Zudem ermöglicht Siliziumkarbid höhere Schaltfrequenzen. Welche Vorteile das bringt, lässt sich bei Wechselrichtern beobachten. Diese "zerhacken" den Gleichstrom gewissermaßen in viele kleine Portionen und setzen sie wieder zu Wechselstrom zusammen. Und je höher die Hack-Frequenz, desto kleiner die jeweiligen Stromportionen und desto kleiner die dafür benötigten Bauteile.

Wog ein 100-Kilowatt-Wechselrichter für eine Photovoltaikanlage im Jahr 2008 noch mehr als eine Tonne, so bringen moderne 125-kW-Einheiten deutlich unter 100 Kilo auf die Waage. Solche Geräte mit einem Wirkungsgrad von 99 Prozent sind bereits seit ein paar Jahren auf dem Markt.

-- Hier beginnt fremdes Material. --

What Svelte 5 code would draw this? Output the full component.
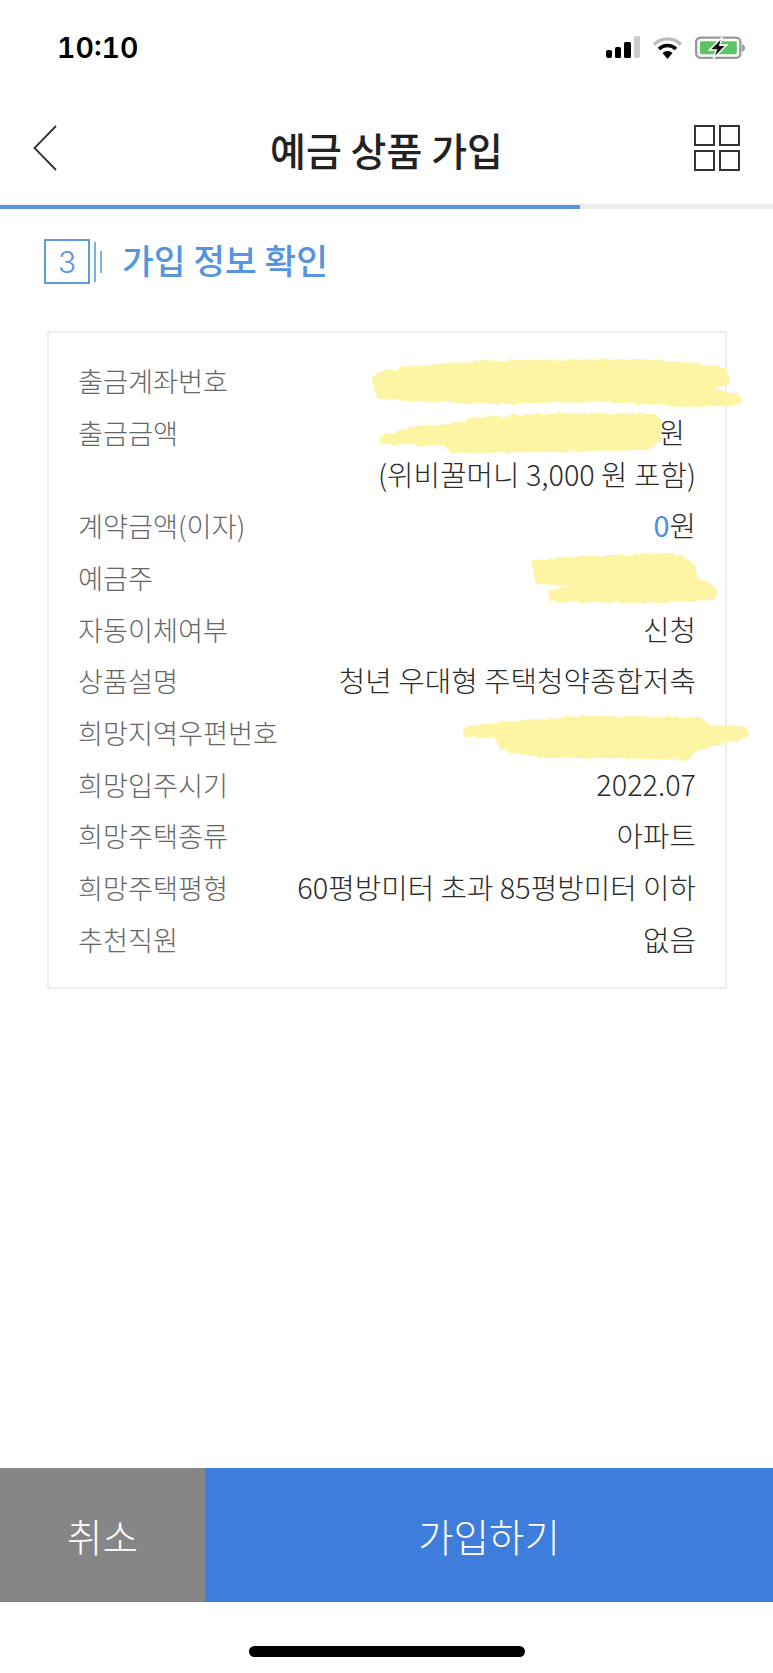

Forschende am ISE haben nun einen kompakten 250-kW-Wechselrichter entwickelt, der statt ins Niederspannungs- direkt ins Mittelspannungsnetz einspeist. Dafür wäre normalerweise ein großer, separater Trafo nötig. Der Vorteil der Mittelspannung: "Die höhere Spannung führt zu kleineren Strömen und somit zu kleineren Leiterquerschnitten", sagt Reichert. Die Geräte seien vor allem für innerstädtische Anwendungen geeignet, wo bestehende Anlagen auf engem Raum nachgerüstet werden müssen.

Wide-Bandgap-Halbleiter

In Isolatoren sind die Elektronen fest an die Atome des Kristallgitters gebunden. In metallischen Leitern können sie sich frei bewegen. Halbleiter liegen dazwischen: Mit Energie von außen, etwa in Form von Wärme, Licht oder einer elektrischen Spannung, werden gebundene Elektronen zu freien. Dabei springen sie von einem niedrigen Energieniveau (Valenzband) auf ein höheres (Leitungsband). Bei Silizium ist die Bandlücke mit 1,1 Elektronenvolt (eV) relativ gering.

Das ist für Solarzellen vorteilhaft, weil Licht aus dem sichtbaren Spektrum ausreicht, um Ladungsträger vom Valenz- in das Leitungsband anzuheben. SiC und GaN haben mit 3,2 bis 3,4 eV hingegen eine dreimal so hohe Bandlücke. Für Leistungselektronik ist das von Vorteil, weil Dioden aus diesem Material erst bei einer sehr viel höheren Spannung durchbrechen, also Strom leiten. Auch die maximale Stromdichte, die das Bauteil verträgt, ohne kaputtzugehen, ist wegen der großen Bandlücke größer.